Featured Illustrator Interviews

Stephen Michael King - Interview (September 2016)

What five words best describe you?

earthy, strong, sensitive, quiet, observant.

What prompted you to sit down and write your first story?

My childhood was filled with books. My mum was a teacher and she wanted me to grow up and be a great reader. I loved books: the shape of them, the colours, the placement of the images.. . . the words were secondary. I remember the ink from an Edward Ardizzone book rubbing off onto my hands. I felt like I was touching his original art. I could feel the pen strokes.

After working in animation for a few years, I landed a job as an inhouse illustrator for a children’s magazine. I was also offered a few book illustration jobs, but it was apparent that I’d have to wait a long time, maybe a lifetime before someone offered me a book that suited me. I forced myself to write every day, although it seemed as though I would never write a picture book. “The Man Who Loved boxes” was written at about 3am one morning when I’d awoken from a dream.

What comes first in your creative process: illustrating or writing?

It’s all a big blobby mess. Sometimes I’m painting, other times I’m scribbling . . . scribbles turn into writing and blobs of paint turn into shapes, then form emerges one splat at a time.

Is there any part of the creative process you don’t like?

Maintaining character. Every line I draw wants to drift off the page and onto the wall. I find it hard to constrain myself. Once the idea is locked in and the book is being painted the creative part of my job settles into a pair of comfortable slippers. I find it hard not being able to chop and change all the time/every day.

Are you a plotter or a panster? (Plotter =Plotting out your manuscript before you write it. / Panster = Putting pen to paper and plotting as you go along)

I don’t want to be called a “panster” (but I guess I am). Creative play would be the best way to describe my process. My studio is my play space and I go off to play every day.

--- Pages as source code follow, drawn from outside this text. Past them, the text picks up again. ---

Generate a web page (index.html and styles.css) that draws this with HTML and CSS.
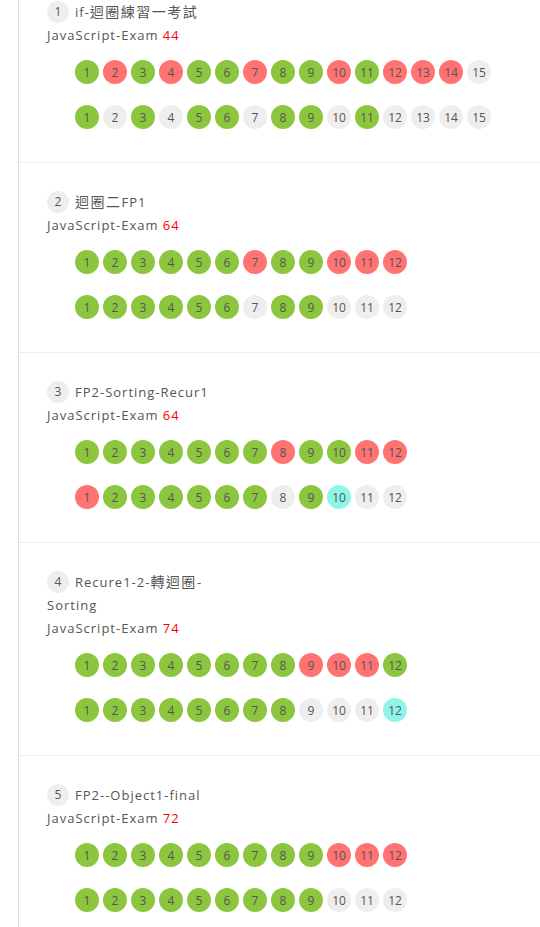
FILE: index.html
```html
<!DOCTYPE html>
<html lang="zh-Hant">
<head>
<meta charset="utf-8">
<title>Exam results</title>
<link rel="stylesheet" href="styles.css">
</head>
<body>
<div class="timeline">
  <div class="item">
    <div class="head"><span class="badge">1</span>if-<span class="cjk">迴圈練習一考試</span></div>
    <div class="exam">JavaScript-Exam <span class="score">44</span></div>
    <div class="row">
      <span class="c g">1</span><span class="c r">2</span><span class="c g">3</span><span class="c r">4</span><span class="c g">5</span><span class="c g">6</span><span class="c r">7</span><span class="c g">8</span><span class="c g">9</span><span class="c r">10</span><span class="c g">11</span><span class="c r">12</span><span class="c r">13</span><span class="c r">14</span><span class="c e">15</span>
    </div>
    <div class="row">
      <span class="c g">1</span><span class="c e">2</span><span class="c g">3</span><span class="c e">4</span><span class="c g">5</span><span class="c g">6</span><span class="c e">7</span><span class="c g">8</span><span class="c g">9</span><span class="c e">10</span><span class="c g">11</span><span class="c e">12</span><span class="c e">13</span><span class="c e">14</span><span class="c e">15</span>
    </div>
  </div>
  <div class="item">
    <div class="head"><span class="badge">2</span><span class="cjk">迴圈二</span>FP1</div>
    <div class="exam">JavaScript-Exam <span class="score">64</span></div>
    <div class="row">
      <span class="c g">1</span><span class="c g">2</span><span class="c g">3</span><span class="c g">4</span><span class="c g">5</span><span class="c g">6</span><span class="c r">7</span><span class="c g">8</span><span class="c g">9</span><span class="c r">10</span><span class="c r">11</span><span class="c r">12</span>
    </div>
    <div class="row">
      <span class="c g">1</span><span class="c g">2</span><span class="c g">3</span><span class="c g">4</span><span class="c g">5</span><span class="c g">6</span><span class="c e">7</span><span class="c g">8</span><span class="c g">9</span><span class="c e">10</span><span class="c e">11</span><span class="c e">12</span>
    </div>
  </div>
  <div class="item">
    <div class="head"><span class="badge">3</span>FP2-Sorting-Recur1</div>
    <div class="exam">JavaScript-Exam <span class="score">64</span></div>
    <div class="row">
      <span class="c g">1</span><span class="c g">2</span><span class="c g">3</span><span class="c g">4</span><span class="c g">5</span><span class="c g">6</span><span class="c g">7</span><span class="c r">8</span><span class="c g">9</span><span class="c g">10</span><span class="c r">11</span><span class="c r">12</span>
    </div>
    <div class="row">
      <span class="c r">1</span><span class="c g">2</span><span class="c g">3</span><span class="c g">4</span><span class="c g">5</span><span class="c g">6</span><span class="c g">7</span><span class="c e">8</span><span class="c g">9</span><span class="c t">10</span><span class="c e">11</span><span class="c e">12</span>
    </div>
  </div>
  <div class="item">
    <div class="head"><span class="badge">4</span>Recure1-2-<span class="cjk">轉迴圈</span>-Sorting</div>
    <div class="exam">JavaScript-Exam <span class="score">74</span></div>
    <div class="row">
      <span class="c g">1</span><span class="c g">2</span><span class="c g">3</span><span class="c g">4</span><span class="c g">5</span><span class="c g">6</span><span class="c g">7</span><span class="c g">8</span><span class="c r">9</span><span class="c r">10</span><span class="c r">11</span><span class="c g">12</span>
    </div>
    <div class="row">
      <span class="c g">1</span><span class="c g">2</span><span class="c g">3</span><span class="c g">4</span><span class="c g">5</span><span class="c g">6</span><span class="c g">7</span><span class="c g">8</span><span class="c e">9</span><span class="c e">10</span><span class="c e">11</span><span class="c t">12</span>
    </div>
  </div>
  <div class="item">
    <div class="head"><span class="badge">5</span>FP2--Object1-final</div>
    <div class="exam">JavaScript-Exam <span class="score">72</span></div>
    <div class="row">
      <span class="c g">1</span><span class="c g">2</span><span class="c g">3</span><span class="c g">4</span><span class="c g">5</span><span class="c g">6</span><span class="c g">7</span><span class="c g">8</span><span class="c g">9</span><span class="c r">10</span><span class="c r">11</span><span class="c r">12</span>
    </div>
    <div class="row">
      <span class="c g">1</span><span class="c g">2</span><span class="c g">3</span><span class="c g">4</span><span class="c g">5</span><span class="c g">6</span><span class="c g">7</span><span class="c g">8</span><span class="c g">9</span><span class="c e">10</span><span class="c e">11</span><span class="c e">12</span>
    </div>
  </div>
</div>
</body>
</html>
```
FILE: styles.css
```css
html, body {
  margin: 0;
  padding: 0;
  background: #fff;
}
body {
  font-family: "Open Sans", "Noto Sans CJK TC", sans-serif;
  color: #555;
  font-size: 13px;
  overflow: hidden;
}
.timeline {
  margin-left: 18px;
  border-left: 1px solid #ddd;
  margin-top: -27px;
  min-height: 1100px;
}
.item {
  border-bottom: 1px solid #eee;
  padding: 28px 0 33px 28px;
}
.head {
  max-width: 172px;
  line-height: 23px;
  letter-spacing: 1px;
}
.cjk {
  font-size: 14px;
  line-height: 1;
  letter-spacing: 1.5px;
}
.badge {
  display: inline-block;
  width: 22px;
  height: 22px;
  line-height: 22px;
  border-radius: 50%;
  background: #eee;
  text-align: center;
  font-size: 12px;
  letter-spacing: 0;
  margin-right: 6px;
  vertical-align: top;
}
.exam {
  line-height: 23px;
  letter-spacing: 1px;
}
.score {
  color: #f00;
}
.row {
  display: flex;
  gap: 4px;
  margin-left: 28px;
  margin-top: 13px;
}
.row + .row {
  margin-top: 21px;
}
.c {
  width: 24px;
  height: 24px;
  border-radius: 50%;
  display: flex;
  align-items: center;
  justify-content: center;
  font-size: 12px;
  color: #555;
}
.g { background: #8cc63f; }
.r { background: #ff7373; }
.e { background: #eee; }
.t { background: #8ff5e8; }
```
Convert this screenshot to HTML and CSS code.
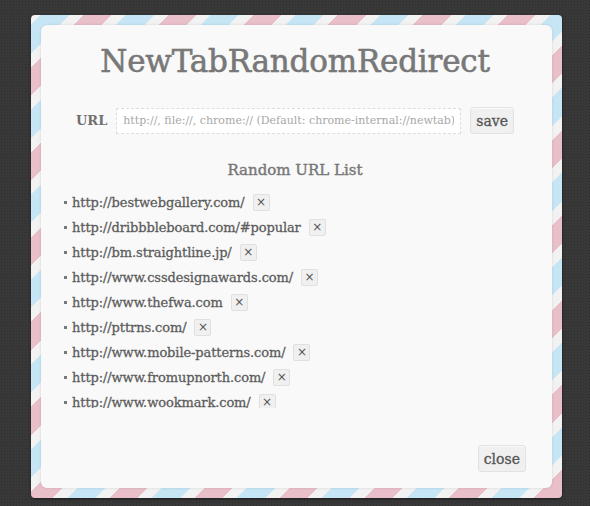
FILE: index.html
```html
<!DOCTYPE html>
<html>
<head>
<meta charset="utf-8">
<link rel="stylesheet" href="styles.css">
</head>
<body>
<div class="frame">
  <div class="card">
    <h1 class="title">NewTabRandomRedirect</h1>
    <div class="url-row">
      <label class="url-label">URL</label>
      <input class="url-input" type="text" placeholder="http://, file://, chrome:// (Default: chrome-internal://newtab)">
      <button class="btn">save</button>
    </div>
    <h2 class="list-title">Random URL List</h2>
    <ul class="url-list">
      <li><span class="url">http://bestwebgallery.com/</span><button class="del">×</button></li>
      <li><span class="url">http://dribbbleboard.com/#popular</span><button class="del">×</button></li>
      <li><span class="url">http://bm.straightline.jp/</span><button class="del">×</button></li>
      <li><span class="url">http://www.cssdesignawards.com/</span><button class="del">×</button></li>
      <li><span class="url">http://www.thefwa.com</span><button class="del">×</button></li>
      <li><span class="url">http://pttrns.com/</span><button class="del">×</button></li>
      <li><span class="url">http://www.mobile-patterns.com/</span><button class="del">×</button></li>
      <li><span class="url">http://www.fromupnorth.com/</span><button class="del">×</button></li>
      <li><span class="url">http://www.wookmark.com/</span><button class="del">×</button></li>
    </ul>
    <div class="footer">
      <button class="btn">close</button>
    </div>
  </div>
</div>
</body>
</html>
```
FILE: styles.css
```css
html, body {
  margin: 0;
  height: 100%;
}
body {
  background-color: #383838;
  background-image: radial-gradient(rgba(0,0,0,0.18) 0.6px, transparent 0.8px);
  background-size: 3px 3px;
  font-family: "DejaVu Serif", serif;
  padding: 15px 28px 8px 31px;
  box-sizing: border-box;
}
.frame {
  width: 511px;
  height: 463px;
  padding: 10px;
  border-radius: 4px;
  background: repeating-linear-gradient(-45deg,
    #e9bfca 0, #e9bfca 20px,
    #f2f2f2 20px, #f2f2f2 30px,
    #c6e6f6 30px, #c6e6f6 50px,
    #f2f2f2 50px, #f2f2f2 60px);
  box-shadow: 0 1px 3px rgba(0,0,0,0.5);
}
.card {
  height: 100%;
  background: #f9f9f9;
  border-radius: 6px;
  box-shadow: 0 0 3px rgba(0,0,0,0.12);
  display: flex;
  flex-direction: column;
  padding: 0 26px 16px 23px;
  box-sizing: border-box;
}
.title {
  margin: 14px 0 0;
  text-align: center;
  font-size: 31px;
  line-height: 44px;
  font-weight: normal;
  color: #787878;
  letter-spacing: -0.2px;
  -webkit-text-stroke: 0.6px #787878;
}
.url-row {
  display: flex;
  justify-content: center;
  align-items: center;
  gap: 9px;
  margin-top: 24px;
}
.url-label {
  font-size: 13px;
  font-weight: bold;
  color: #707070;
  margin-right: 0;
}
.url-input {
  width: 345px;
  height: 26px;
  box-sizing: border-box;
  border: 1px dashed #ddd;
  background: #fff;
  padding: 0 6px;
  font-family: "DejaVu Serif", serif;
  font-size: 11px;
  color: #666;
  outline: none;
}
.url-input::placeholder {
  font-family: "DejaVu Serif", serif;
  color: #a8a8a8;
}
.btn {
  font-family: "DejaVu Serif", serif;
  font-size: 14px;
  color: #555;
  background: #f0f0f0;
  border: 1px solid #e2e2e2;
  border-radius: 3px;
  padding: 0 5px;
  height: 27px;
  box-shadow: inset 0 1px 0 #fafafa;
  -webkit-text-stroke: 0.3px #555;
}
.list-title {
  margin: 24px 0 0;
  text-align: center;
  font-size: 15px;
  line-height: 24px;
  font-weight: normal;
  color: #777;
  -webkit-text-stroke: 0.4px #777;
}
.url-list {
  list-style: none;
  margin: 8px 0 0;
  padding: 0;
  height: 218px;
  overflow: hidden;
}
.url-list li {
  display: flex;
  align-items: center;
  height: 25px;
  font-size: 13px;
  color: #5c5c5c;
  letter-spacing: -0.1px;
  -webkit-text-stroke: 0.3px #5c5c5c;
}
.url-list li::before {
  content: "";
  width: 3px;
  height: 3px;
  background: #777;
  margin-right: 5px;
}
.del {
  margin-left: 8px;
  width: 17px;
  height: 17px;
  padding: 0;
  font-family: "DejaVu Sans", sans-serif;
  font-size: 12px;
  line-height: 15px;
  color: #555;
  background: #f0f0f0;
  border: 1px solid #e0e0e0;
  border-radius: 2px;
  -webkit-text-stroke: 0;
}
.footer {
  margin-top: auto;
  display: flex;
  justify-content: flex-end;
}
```
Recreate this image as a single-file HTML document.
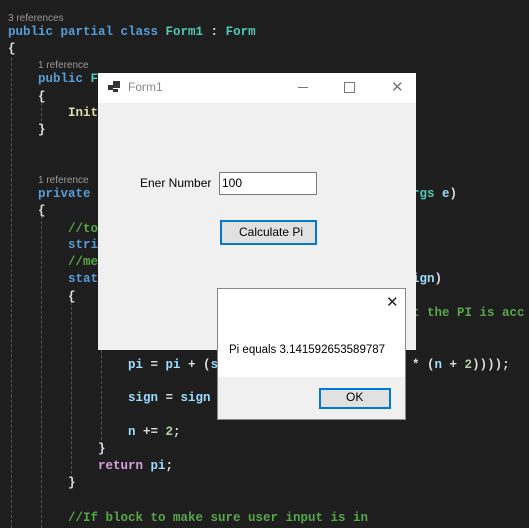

The characters come to life when they want; I can’t even remember thinking about them. When I am thinking about them, then I’m on the wrong path. As they come to life, they bring their own hearts into my stories. My wife Trish is great at plotting and planning . . . sometimes my characters are stuck in the mud and I ask Trish for help.

What excites you about the future of children’s books?

Authors and illustrators give so much of themselves so that children have beautiful books. It takes a year or two to put together a good children’s book.

I’m happy there are bookshops to visit again and the new bookshops are such beautiful places. Books – design/paper/format – are so considered now that reading on a tablet (even if it glows) feels quite dull to me. Children can once again touch and consider well made, paper bound, beautifully designed books and discover why books have been treasured for lifetimes. I can’t part with any of mine. I like making bookshelves too. I remember the day I bought “The complete works of Oscar Wilde”. I felt so priviledged that I could hold a man’s life work in my hand for the small cost of a book.

What’s the funniest thing a child has ever said to you during a read aloud session?

They mostly ask me to draw . . . crazy stuff . . . flying elephants riding motorbikes, bears surfing on bananas. We have a lot of fun creating bizarre pictures. Every picture always ends up with a rainbow somewhere. I love hearing about their dogs, and animal stories. The funiest thing for me is watching teachers trying to keep order while I’m trying to embrace freeform creative chaos.

What’s next from Stephen Michael King?

More books! I recently finished final art for “Snail and Turtle’s Rainy Days” (Scholastic). There is also a series of books with Allen & Unwin about a police dog called FIZZ and a series of books about a dragon named Trouble (Scholastic).

Long ago I studied sculpture at art school and I’m using my sculpting skills, painting bottles and cutting cardboard shapes for a book I’m illustrating.

Once these works are completed I’ll find space and time to write again. My long term plan is to illustrate less for other people unless I’m sooo carried away by their text that I can’t say “NO”. Less drawing/more dreaming!